Sunday, April 16, 2006

OS X Safe Boot: easiest way to repair disk (fsck replacement)

It's oddly hard to find a clear explanation of what safe boot does, and how it compares to repairs using disk utility (boot DVD) or fsck:
Care and Feeding of Panther

... Under Jaguar, you could run an FSCK from here to manually fix system problems (see the earlier article 'Care and Feeding of Jaguar' if you are running any of the various iterations of Jaguar 10.2.x). Unfortunately, with the introduction of Panther, Apple included a feature called 'Journaling.' Journaling is a system that keeps track of your file and directory information. If something goes wrong, your system might be able to be reconstructed from the 'journaled' information collected prior to the crash. It's actually a pretty cool feature, and it may keep you from ever even noticing that your system had severe problems and fixed them!

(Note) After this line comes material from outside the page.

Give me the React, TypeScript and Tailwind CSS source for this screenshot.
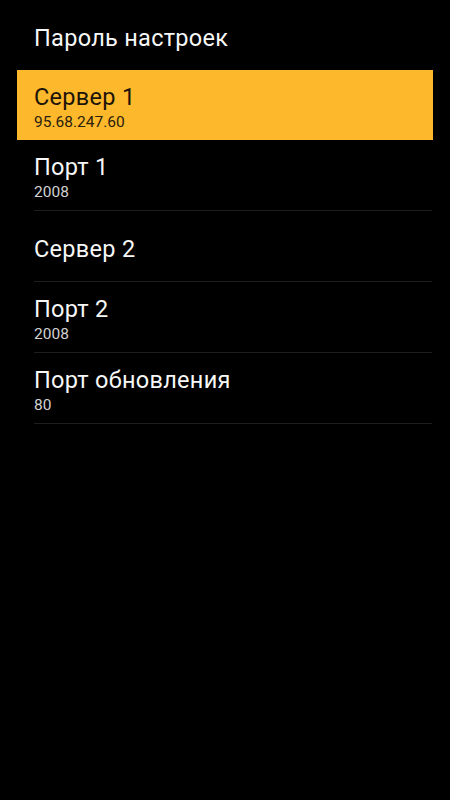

The unfortunate part is that this journaling behavior also makes the old Single User Mode FSCK maneuver unworkable. You can force the FSCK in Single User Mode with a little extra code, but you are quite likely to encounter erroneous error messages such that the system seems to have problems but really doesn't. The FSCK routine may not give you a clear idea of whether or not your system is actually fixed.

Luckily, there's a better way to do this. If you reboot your system into what is called a 'Safe Boot' (by holding down the Shift key after the 'bong' like the old Disable Extensions in OS 9), you will see the words Safe Boot in the loading box. When you boot into Safe Boot, Panther automatically runs a complete FSCK during the load process. It may be a slow boot into Safe Boot, because the FSCK running in the process takes quite a long time. It may even be necessary to reboot and run Safe Boot a couple of times, since FSCK may fix one thing one time and then find yet another thing the second time.

It's particularly important to run this Safe Boot FSCK process if your system has had a total lockout like a ten-minute spinning pizza. If you have had to force re-boot your system without shutting it down properly, it is quite likely that certain temp files have gotten corrupted. This may not show up as a problem today, but a week from now, you could get really nasty behavior and even unexplained crashing. Save yourself a little trouble and quickly run Safe Boot if this happens to you.
Despite running a journaled system I do get minor errors on occasion. I think it's worth doing this after major system updates as a maintenance step.